I agree with you about Memphis -- OK quality. I've been happy with most of the material I bought
from them and in the case of one program I bought that didn't sound good, it wasn't their fault (it
was recorded off an early-era TV set, tapped off the earphone or speaker lead, so between all the
hardware deficiencies and the lousy state of early TV audio, it probably never sounded good after it
left the studio). They now dupe to CDR media, by the way, which is not stated on their website.

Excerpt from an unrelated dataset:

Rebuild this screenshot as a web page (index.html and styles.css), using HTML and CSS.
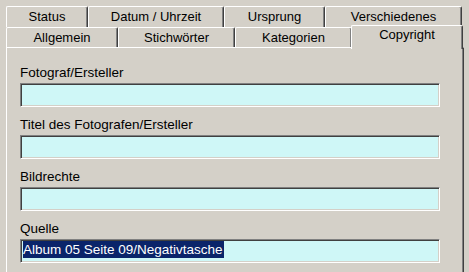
FILE: index.html
```html
<!DOCTYPE html>
<html lang="de">
<head>
    <meta charset="UTF-8">
    <title>Eigenschaften - Copyright</title>
    <link rel="stylesheet" href="styles.css">
</head>
<body>
    <div class="dialog">
        <div class="tab-row row-back">
            <div class="tab w-status">Status</div>
            <div class="tab w-datum">Datum / Uhrzeit</div>
            <div class="tab w-ursprung">Ursprung</div>
            <div class="tab w-versch">Verschiedenes</div>
        </div>
        <div class="tab-row row-front">
            <div class="tab w-allg">Allgemein</div>
            <div class="tab w-stich">Stichwörter</div>
            <div class="tab w-kat">Kategorien</div>
            <div class="tab tab-active w-copy">Copyright</div>
        </div>

        <div class="panel">
            <div class="field-group">
                <label class="field-label">Fotograf/Ersteller</label>
                <div class="field"></div>
            </div>
            <div class="field-group">
                <label class="field-label">Titel des Fotografen/Ersteller</label>
                <div class="field"></div>
            </div>
            <div class="field-group">
                <label class="field-label">Bildrechte</label>
                <div class="field"></div>
            </div>
            <div class="field-group">
                <label class="field-label">Quelle</label>
                <div class="field"><span class="selected">Album 05 Seite 09/Negativtasche</span></div>
            </div>
        </div>
    </div>
</body>
</html>
```

FILE: styles.css
```css
body {
    margin: 0;
    background-color: #d4d0c8;
    font-family: "Liberation Sans", Arial, sans-serif;
    font-size: 13px;
    color: #000;
    overflow: hidden;
}
.dialog {
    padding: 6px 5px 0 6px;
}
.tab-row {
    display: flex;
}
.row-back {
    height: 21px;
}
.row-front {
    height: 20px;
}
.tab {
    box-sizing: border-box;
    height: 100%;
    border-top: 1px solid #fff;
    border-left: 1px solid #fff;
    border-right: 1px solid #404040;
    box-shadow: inset -1px 0 #808080;
    border-radius: 2px 2px 0 0;
    text-align: center;
    line-height: 19px;
}
.tab-active {
    position: relative;
    z-index: 1;
    height: 24px;
    margin-top: -2px;
    margin-left: -1px;
    background-color: #d4d0c8;
    line-height: 18px;
}
.w-status { width: 82px; }
.w-datum { width: 136px; }
.w-ursprung { width: 101px; }
.w-versch { width: 137px; }
.w-allg { width: 112px; }
.w-stich { width: 117px; }
.w-kat { width: 117px; }
.w-copy { width: 112px; }

.panel {
    box-sizing: border-box;
    height: 225px;
    padding: 17px 0 0 13px;
    border-top: 1px solid #fff;
    border-left: 1px solid #fff;
    border-right: 1px solid #404040;
    box-shadow: inset -1px 0 #808080;
    font-size: 13.5px;
}
.field-group {
    margin-bottom: 10px;
}
.field-label {
    display: block;
    height: 16px;
    line-height: 16px;
    margin-bottom: 2px;
}
.field {
    box-sizing: border-box;
    width: 420px;
    height: 24px;
    padding: 1px 0 0 1px;
    background-color: #cff7f7;
    border-top: 1px solid #808080;
    border-left: 1px solid #808080;
    border-bottom: 1px solid #fff;
    border-right: 1px solid #fff;
    box-shadow: inset 1px 1px #404040, inset -1px -1px #d4d0c8;
    line-height: 17px;
}
.selected {
    display: inline-block;
    margin-left: 1px;
    padding-right: 1px;
    background-color: #0a246a;
    color: #fff;
}
```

By the way, radio history fans, there are many interesting aircheck tapes available in the U-Memphis
archives. $30 for 10 hours is a good deal in my book.
-- Tom Fine
----- Original Message -----
From: "John Ross" <johnross@xxxxxxxxxxx>
To: <ARSCLIST@xxxxxxxxxxxxxxxx>
Sent: Tuesday, December 30, 2008 4:20 PM
Subject: Re: [ARSCLIST] Seeking some OTR audio
At 12/29/2008 03:48 AM, Tom Fine wrote:
I'm looking for decent-quality audio of the following old radio programs. Any leads most
appreciated.
"Open Letter on Race Hatred" - CBS, summer 1943, with ending statement by Wendell Willkie
"An American In England" radio series produced by Edward R. Murrow, written and directed by Norman
Corwin, done at the BBC in England. The first show was broadcast live, subsequent shows were
recorded and broadcast by transcription.
Copies of the first six "An American in England" programs are available from the University of
Memphis' Radio Program Archive. It has been my experience that the programs in the Memphis archive
are of reasonable quality -- and considering that they're analog copies, you shouldn't have any
problems with swishes or other digital artifacts.